▸ **MATERIAL FOR THE TASK**:
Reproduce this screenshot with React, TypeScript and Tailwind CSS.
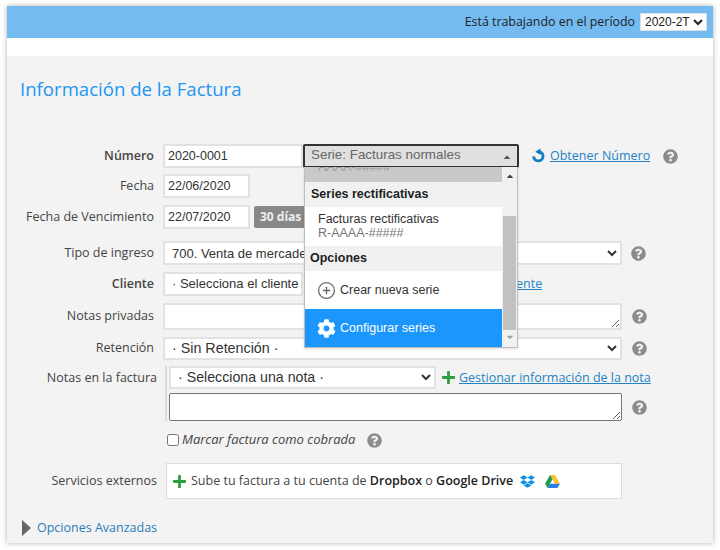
import type { ReactNode } from 'react'
import { clsx } from 'clsx'
import { CirclePlus } from 'lucide-react'
import { FaCaretDown, FaCaretUp, FaCog, FaDropbox, FaPlus, FaQuestionCircle } from 'react-icons/fa'

const OPEN_SANS = 'font-["Open_Sans",sans-serif]'
const ARIAL = 'font-["Liberation_Sans",Arial,sans-serif]'
const FIELD = 'h-full border-2 border-[#e2e2e2] bg-white text-[#333] outline-none'

function Help({ className }: { className?: string }) {
  return <FaQuestionCircle className={clsx('h-[15px] w-[15px] shrink-0 text-[#8c8c8c]', className)} />
}

function Row({ label, bold, className, children }: { label: string; bold?: boolean; className?: string; children: ReactNode }) {
  return (
    <div className={clsx('flex items-center', className)}>
      <label className={clsx('w-[147px] shrink-0 text-right text-[12.5px] text-[#444]', bold && 'font-semibold text-[#222]')}>{label}</label>
      <div className="ml-[9px] flex h-full min-w-0 flex-1 items-center">{children}</div>
    </div>
  )
}

function RefreshIcon() {
  return (
    <svg viewBox="0 0 16 16" className="ml-[12px] h-[16px] w-[15px] shrink-0">
      <path d="M9 3.4a5 5 0 1 1-6.2 5" fill="none" stroke="#137cc2" strokeWidth="3" />
      <path d="M4.5 3.4L10 0v7z" fill="#137cc2" />
    </svg>
  )
}

function DriveLogo() {
  return (
    <svg viewBox="0 0 24 21" className="ml-[10px] h-[13px] w-[15px]">
      <path d="M8 0h8l8 14h-8z" fill="#fbc02d" />
      <path d="M8 0l4 7-8 14-4-7z" fill="#1e9e4a" />
      <path d="M4 21l4-7h16l-4 7z" fill="#2a7de1" />
    </svg>
  )
}

function SeriesDropdown() {
  return (
    <div className={clsx('absolute left-[1px] top-[23px] z-10 flex h-[181px] w-[214px] border border-t-0 border-[#bdbdbd] bg-[#f1f1f1] text-[12.5px] text-[#333] shadow-sm', ARIAL)}>
      <div className="flex w-[198px] flex-col">
        <div className="h-[15px] overflow-hidden bg-[#c9c9c9] pl-[13px] leading-[14px] text-[#999]">
          <div className="-mt-[7px]">AAAA-#####</div>
        </div>
        <div className="flex h-[25px] items-center px-[6px] font-bold text-[#222]">Series rectificativas</div>
        <div className="h-[39px] bg-white pl-[13px] pt-[5px] leading-[14px]">
          <div>Facturas rectificativas</div>
          <div className="text-[#777]">R-AAAA-#####</div>
        </div>
        <div className="flex h-[25px] items-center px-[5px] font-bold text-[#222]">Opciones</div>
        <div className="flex h-[38px] items-center gap-[4px] bg-white pl-[12px]">
          <CirclePlus className="h-[19px] w-[19px] text-[#666]" strokeWidth={1.6} />
          <span>Crear nueva serie</span>
        </div>
        <div className="flex h-[38px] items-center gap-[4px] bg-[#1a96fc] pl-[12px] text-white">
          <FaCog className="h-[19px] w-[19px]" />
          <span>Configurar series</span>
        </div>
      </div>
      <div className="flex w-[15px] flex-col items-center">
        <FaCaretUp className="mt-[4px] h-[10px] w-[10px] text-[#444]" />
        <div className="mt-[35px] h-[114px] w-[13px] bg-[#c1c1c1]" />
        <FaCaretDown className="mt-[2px] h-[10px] w-[10px] text-[#a3a3a3]" />
      </div>
    </div>
  )
}

export default function App() {
  return (
    <div className={clsx('h-[550px] w-[720px] bg-white pl-[7px] pt-[6px]', OPEN_SANS)}>
      <div className="h-[537px] w-[706px] bg-[#f3f3f3] shadow-[0_0_5px_rgba(0,0,0,0.3)]">
        <header className="flex h-[32px] items-center justify-end gap-[5px] bg-[#74bbf2] pr-[6px] text-[12.4px] text-[#222]">
          <span>Está trabajando en el período</span>
          <select defaultValue="2020-2T" className={clsx('h-[18px] w-[67px] border border-[#ddd] bg-white text-[12px] text-[#222]', ARIAL)}>
            <option>2020-2T</option>
          </select>
        </header>
        <div className="h-[18px] bg-white" />

        <div className="pl-[13px] pt-[20px]">
          <h1 className="text-[18.6px] leading-[25px] text-[#2196f3]">Información de la Factura</h1>
        </div>

        <form className="pt-[43px]">
          <Row label="Número" bold className="h-[24px]">
            <input readOnly defaultValue="2020-0001" className={clsx(FIELD, ARIAL, 'w-[140px] px-[3px] text-[12.5px]')} />
            <div className="relative h-[24px] w-[216px]">
              <div className={clsx('flex h-full items-center justify-between rounded-[2px] border-2 border-[#333] bg-[#e0e0e0] pb-[2px] pl-[6px] pr-[5px] text-[13.4px] text-[#666]', ARIAL)}>
                <span>Serie: Facturas normales</span>
                <FaCaretUp className="mt-[4px] h-[10px] w-[10px] text-[#555]" />
              </div>
              <SeriesDropdown />
            </div>
            <RefreshIcon />
            <a href="#" className="ml-[4px] text-[12.5px] text-[#2383c4] underline">Obtener Número</a>
            <Help className="ml-[13px]" />
          </Row>
          <Row label="Fecha" className="mt-[6px] h-[24px]">
            <input readOnly defaultValue="22/06/2020" className={clsx(FIELD, ARIAL, 'w-[87px] px-[3px] text-[12.5px]')} />
          </Row>
          <Row label="Fecha de Vencimiento" className="mt-[7px] h-[24px]">
            <input readOnly defaultValue="22/07/2020" className={clsx(FIELD, ARIAL, 'w-[87px] px-[3px] text-[12.5px]')} />
            <span className="ml-[4px] flex h-[22px] w-[60px] items-center rounded-[2px] bg-[#888] pl-[6px] text-[12px] font-bold text-[#eee]">30 días</span>
          </Row>
          <Row label="Tipo de ingreso" className="mt-[12px] h-[24px]">
            <select defaultValue="700" className={clsx(FIELD, ARIAL, 'w-[459px] pl-[3px] text-[13px]')}>
              <option value="700">700. Venta de mercaderías</option>
            </select>
            <Help className="ml-[9px]" />
          </Row>
          <Row label="Cliente" bold className="mt-[7px] h-[24px]">
            <div className={clsx(FIELD, ARIAL, 'flex w-[140px] items-center overflow-hidden whitespace-nowrap pl-[7px] text-[13px]')}>· Selecciona el cliente ·</div>
            <a href="#" className="ml-[213px] text-[12.5px] text-[#2383c4] underline">ente</a>
          </Row>
          <Row label="Notas privadas" className="mt-[7px] h-[27px]">
            <textarea readOnly className={clsx(FIELD, 'w-[459px]')} />
            <Help className="ml-[10px]" />
          </Row>
          <Row label="Retención" className="mt-[7px] h-[23px]">
            <select defaultValue="none" className={clsx(FIELD, ARIAL, 'w-[459px] pb-[2px] pl-[3px] text-[14.3px]')}>
              <option value="none">· Sin Retención ·</option>
            </select>
            <Help className="ml-[10px]" />
          </Row>
          <div className="mt-[6px] flex h-[55px]">
            <label className="w-[150px] shrink-0 pt-[1px] text-right text-[12.5px] leading-[22px] text-[#444]">Notas en la factura</label>
            <div className="ml-[8px] flex-1 border-l-2 border-[#dcdcdc] pl-[2px]">
              <div className="flex h-[23px] items-center">
                <select defaultValue="none" className={clsx(FIELD, ARIAL, 'w-[267px] pb-[2px] pl-[3px] text-[14.2px]')}>
                  <option value="none">· Selecciona una nota ·</option>
                </select>
                <FaPlus className="ml-[5px] h-[15px] w-[15px] text-[#2e9e3e]" />
                <a href="#" className="ml-[3px] pt-[1px] text-[12.5px] text-[#2383c4] underline">Gestionar información de la nota</a>
              </div>
              <div className="mt-[4px] flex h-[28px] items-center">
                <textarea readOnly className="h-full w-[453px] rounded-[2px] border border-[#777] bg-white outline-none" />
                <Help className="ml-[10px]" />
              </div>
            </div>
          </div>
          <div className="ml-[160px] mt-[11px] flex h-[16px] items-center">
            <input type="checkbox" className="h-[12px] w-[12px]" />
            <span className="ml-[3px] text-[13px] italic text-[#444]">Marcar factura como cobrada</span>
            <Help className="ml-[12px]" />
          </div>
          <div className="mt-[15px] flex h-[36px] items-center">
            <label className="w-[150px] shrink-0 text-right text-[12.5px] text-[#444]">Servicios externos</label>
            <div className="ml-[9px] flex h-full w-[456px] items-center border border-[#dcdcdc] bg-white pl-[5px] text-[12.5px] text-[#444]">
              <FaPlus className="mr-[4px] h-[15px] w-[15px] text-[#2e9e3e]" />
              <span>Sube tu factura a tu cuenta de <b className="font-semibold text-[#222]">Dropbox</b> o <b className="font-semibold text-[#222]">Google Drive</b></span>
              <FaDropbox className="ml-[7px] h-[15px] w-[15px] text-[#0d8fe8]" />
              <DriveLogo />
            </div>
          </div>
          <div className="ml-[15px] mt-[20px] flex items-center">
            <svg viewBox="0 0 9 16" className="h-[16px] w-[9px]">
              <path d="M0 0l9 8-9 8z" fill="#666" />
            </svg>
            <a href="#" className="ml-[6px] text-[12.5px] text-[#2b7cb8]">Opciones Avanzadas</a>
          </div>
        </form>
      </div>
    </div>
  )
}
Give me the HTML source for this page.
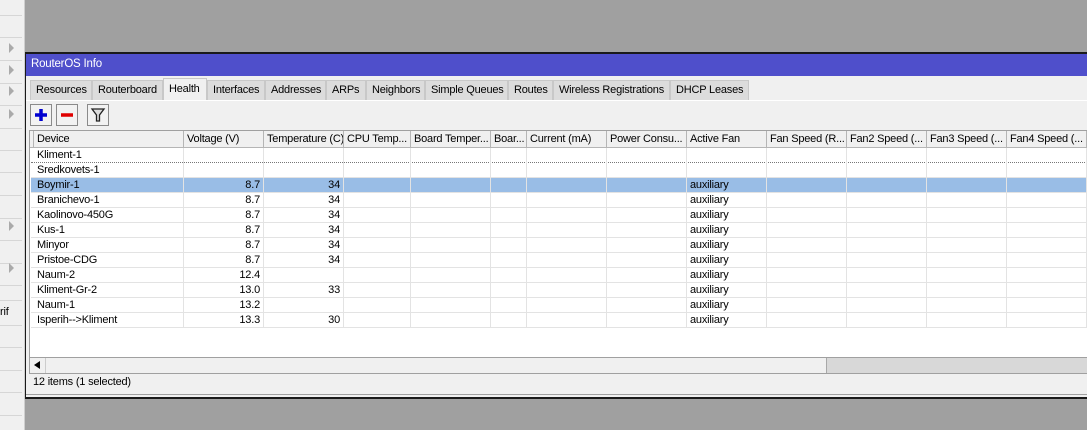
<!DOCTYPE html>
<html><head><meta charset="utf-8"><style>
*{margin:0;padding:0;box-sizing:border-box}
body{width:1087px;height:430px;overflow:hidden;background:#a0a0a0;font-family:"Liberation Sans",sans-serif;font-size:11px;letter-spacing:-0.2px;color:#000;position:relative}
.a{position:absolute}
.ln{position:absolute;left:0;width:22px;height:1px;background:#d6d6d6}
.ar{position:absolute;left:9px;width:0;height:0;border-left:5px solid #aaa;border-top:5px solid transparent;border-bottom:5px solid transparent}
.tab{position:absolute;top:80px;height:20px;background:#dcdcdc;border:1px solid #c8c8c8;border-bottom:none;padding:3px 0 0 5px;white-space:nowrap;overflow:hidden}
.btn{position:absolute;top:104px;width:22px;height:22px;background:#f2f2f2;border:1px solid #8a8a8a}
.hd{position:absolute;top:131px;height:17px;border-right:1px solid #b5b5b5;padding:2px 0 0 3px;white-space:nowrap;overflow:hidden;background:#f0f0f0}
.row{position:absolute;left:31px;width:1056px;height:15px;border-bottom:1px solid #e3e3e3}
.c{position:absolute;top:0;height:15px;border-right:1px solid #e3e3e3;white-space:nowrap;padding:1px 3px 0}
.r{text-align:right}
</style></head><body>
<div class="a" style="left:0;top:0;width:25px;height:430px;background:#f0f0f0;border-right:1px solid #cfcfcf"></div>
<div class="ln" style="top:15px"></div><div class="ln" style="top:37px"></div><div class="ln" style="top:60px"></div><div class="ln" style="top:83px"></div><div class="ln" style="top:105px"></div><div class="ln" style="top:128px"></div><div class="ln" style="top:150px"></div><div class="ln" style="top:172px"></div><div class="ln" style="top:195px"></div><div class="ln" style="top:218px"></div><div class="ln" style="top:240px"></div><div class="ln" style="top:263px"></div><div class="ln" style="top:285px"></div><div class="ln" style="top:300px"></div><div class="ln" style="top:325px"></div><div class="ln" style="top:347px"></div><div class="ln" style="top:370px"></div><div class="ln" style="top:392px"></div><div class="ln" style="top:415px"></div>
<div class="ar" style="top:43px"></div><div class="ar" style="top:65px"></div><div class="ar" style="top:86px"></div><div class="ar" style="top:109px"></div><div class="ar" style="top:221px"></div><div class="ar" style="top:263px"></div>
<div class="a" style="left:0;top:306px;font-size:11px">rif</div>

<div class="a" style="left:25px;top:52px;width:1062px;height:347px;background:#f0f0f0;border-top:2px solid #1a1a1a;border-left:1px solid #1a1a1a;border-bottom:2px solid #1a1a1a"></div>
<div class="a" style="left:26px;top:54px;width:1061px;height:22px;background:#4f4fcb;color:#fff;padding:4px 0 0 5px;font-size:11.5px">RouterOS Info</div>

<div class="tab" style="left:30px;width:62px">Resources</div>
<div class="tab" style="left:92px;width:71px">Routerboard</div>
<div class="tab" style="left:163px;top:78px;height:23px;width:44px;background:#f0f0f0;padding-top:4px">Health</div>
<div class="tab" style="left:207px;width:58px">Interfaces</div>
<div class="tab" style="left:265px;width:61px">Addresses</div>
<div class="tab" style="left:326px;width:40px">ARPs</div>
<div class="tab" style="left:366px;width:59px">Neighbors</div>
<div class="tab" style="left:425px;width:83px">Simple Queues</div>
<div class="tab" style="left:508px;width:45px">Routes</div>
<div class="tab" style="left:553px;width:117px">Wireless Registrations</div>
<div class="tab" style="left:670px;width:79px">DHCP Leases</div>
<div class="a" style="left:26px;top:100px;width:1061px;height:1px;background:#fff"></div>

<div class="btn" style="left:30px"><svg width="20" height="20"><path d="M10 4v12M4 10h12" stroke="#0000d0" stroke-width="3.5"/></svg></div>
<div class="btn" style="left:56px"><svg width="20" height="20"><path d="M4 10h12" stroke="#e00000" stroke-width="3.5"/></svg></div>
<div class="btn" style="left:87px"><svg width="20" height="20"><path d="M4 4h12l-4.5 6v6h-3v-6z" fill="#ddd" stroke="#222" stroke-width="1.3"/></svg></div>

<div class="a" style="left:29px;top:130px;width:1058px;height:244px;background:#fff;border:1px solid #a0a0a0;border-right:none"></div>
<div class="hd" style="left:30px;width:4px"></div>
<div class="hd" style="left:34px;width:150px">Device</div>
<div class="hd" style="left:184px;width:80px">Voltage (V)</div>
<div class="hd" style="left:264px;width:80px">Temperature (C)</div>
<div class="hd" style="left:344px;width:67px">CPU Temp...</div>
<div class="hd" style="left:411px;width:80px">Board Temper...</div>
<div class="hd" style="left:491px;width:36px">Boar...</div>
<div class="hd" style="left:527px;width:80px">Current (mA)</div>
<div class="hd" style="left:607px;width:80px">Power Consu...</div>
<div class="hd" style="left:687px;width:80px">Active Fan</div>
<div class="hd" style="left:767px;width:80px">Fan Speed (R...</div>
<div class="hd" style="left:847px;width:80px">Fan2 Speed (...</div>
<div class="hd" style="left:927px;width:80px">Fan3 Speed (...</div>
<div class="hd" style="left:1007px;width:80px">Fan4 Speed (...</div>
<div class="a" style="left:30px;top:147px;width:1057px;height:1px;background:#b5b5b5"></div>

<div id="rows"></div>
<script>
var d=[["Kliment-1","","",""],["Sredkovets-1","","",""],["Boymir-1","8.7","34","auxiliary"],["Branichevo-1","8.7","34","auxiliary"],["Kaolinovo-450G","8.7","34","auxiliary"],["Kus-1","8.7","34","auxiliary"],["Minyor","8.7","34","auxiliary"],["Pristoe-CDG","8.7","34","auxiliary"],["Naum-2","12.4","","auxiliary"],["Kliment-Gr-2","13.0","33","auxiliary"],["Naum-1","13.2","","auxiliary"],["Isperih-->Kliment","13.3","30","auxiliary"]];
var cols=[[3,150],[153,80],[233,80],[313,67],[380,80],[460,36],[496,80],[576,80],[656,80],[736,80],[816,80],[896,80],[976,80]];
var h="";
d.forEach(function(r,i){var t=148+i*15;var bg=i==2?"background:#99bde6;":"";var bb=i==0?"border-bottom:1px dotted #777;":"";
h+='<div class="row" style="top:'+t+'px;'+bg+bb+'">';
cols.forEach(function(c,j){var tx="",cl="c";if(j==0)tx=r[0];if(j==1){tx=r[1];cl="c r"}if(j==2){tx=r[2];cl="c r"}if(j==8)tx=r[3];
h+='<div class="'+cl+'" style="left:'+c[0]+'px;width:'+c[1]+'px">'+tx.replace(/>/g,"&gt;")+'</div>';});
h+='</div>';});
document.getElementById("rows").innerHTML=h;
</script>

<div class="a" style="left:30px;top:357px;width:1057px;height:17px;background:#d8d8d8;border-top:1px solid #a0a0a0;border-bottom:1px solid #a0a0a0"></div>
<div class="a" style="left:30px;top:358px;width:16px;height:15px;background:#f0f0f0;border-right:1px solid #ccc"></div>
<div class="a" style="left:34px;top:361px;width:0;height:0;border-right:6px solid #000;border-top:4px solid transparent;border-bottom:4px solid transparent"></div>
<div class="a" style="left:46px;top:358px;width:781px;height:15px;background:#f0f0f0;border-right:1px solid #a8a8a8"></div>
<div class="a" style="left:33px;top:376px">12 items (1 selected)</div>
<div class="a" style="left:26px;top:394px;width:1061px;height:1px;background:#a0a0a0"></div>
</body></html>
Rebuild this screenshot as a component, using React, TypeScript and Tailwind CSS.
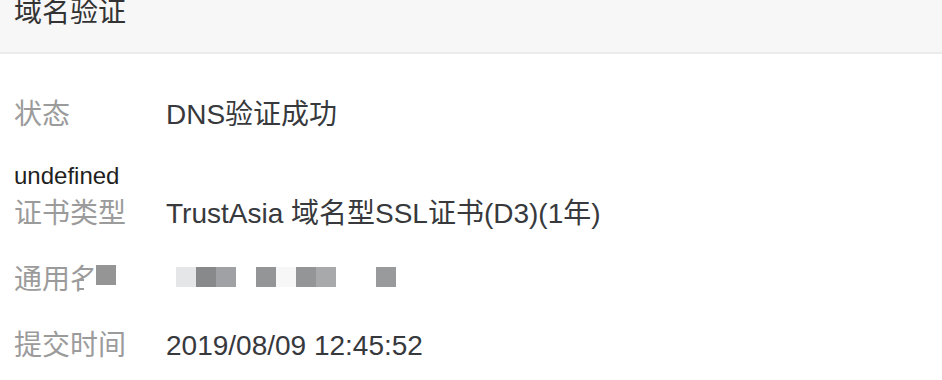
import React from "react";

const font = { fontFamily: '"Liberation Sans", "Noto Sans CJK SC", sans-serif' };

function Row({ label, children, className = "", labelExtra }: { label: string; children?: React.ReactNode; className?: string; labelExtra?: React.ReactNode }) {
  return (
    <div className={`flex items-center text-[28px] leading-[28px] ${className}`}>
      <div className="relative w-[152px] shrink-0 whitespace-nowrap text-[#9b9b9b]">
        {label}
        {labelExtra}
      </div>
      <div className="flex items-center whitespace-nowrap text-[#37393d]">{children}</div>
    </div>
  );
}

export default function App() {
  return (
    <div className="w-[942px] h-[380px] overflow-hidden bg-white" style={font}>
      <div className="h-[54px] bg-[#f7f7f7] border-b-2 border-[#ececec] pl-[14px] overflow-hidden">
        <div className="-mt-[1px] text-[28px] leading-[28px] text-[#333333]">域名验证</div>
      </div>
      <div className="pl-[14px]">
        <Row label="状态" className="mt-[47px]">DNS验证成功</Row>
        <div className="mt-[35px] text-[24px] leading-[24px] text-[#1f1f1f]">undefined</div>
        <Row label="证书类型" className="mt-[12px]">TrustAsia 域名型SSL证书(D3)(1年)</Row>
        <Row
          label="通用名"
          className="mt-[38px]"
          labelExtra={
            <>
              <span className="absolute left-[70px] top-[13px] h-[20px] w-[36px] bg-white" />
              <span className="absolute left-[82px] top-[-1px] h-[20px] w-[20px] bg-[#959595]" />
            </>
          }
        >
          <div className="flex h-[20px] -mt-[6px]">
            <span className="ml-[10px] w-[20px] bg-[#e5e6e8]" />
            <span className="w-[20px] bg-[#88898b]" />
            <span className="w-[20px] bg-[#a0a1a4]" />
            <span className="ml-[20px] w-[20px] bg-[#939597]" />
            <span className="w-[20px] bg-[#f7f7f7]" />
            <span className="w-[20px] bg-[#939597]" />
            <span className="w-[20px] bg-[#a8a9ab]" />
            <span className="ml-[40px] w-[20px] bg-[#999a9c]" />
          </div>
        </Row>
        <Row label="提交时间" className="mt-[38px]">2019/08/09 12:45:52</Row>
      </div>
    </div>
  );
}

▸ **THE EXERCISE**:
Say how many lines of the material contain the word "screenshot", with no other text.

▸ **ANSWER TO THIS EXERCISE**:
2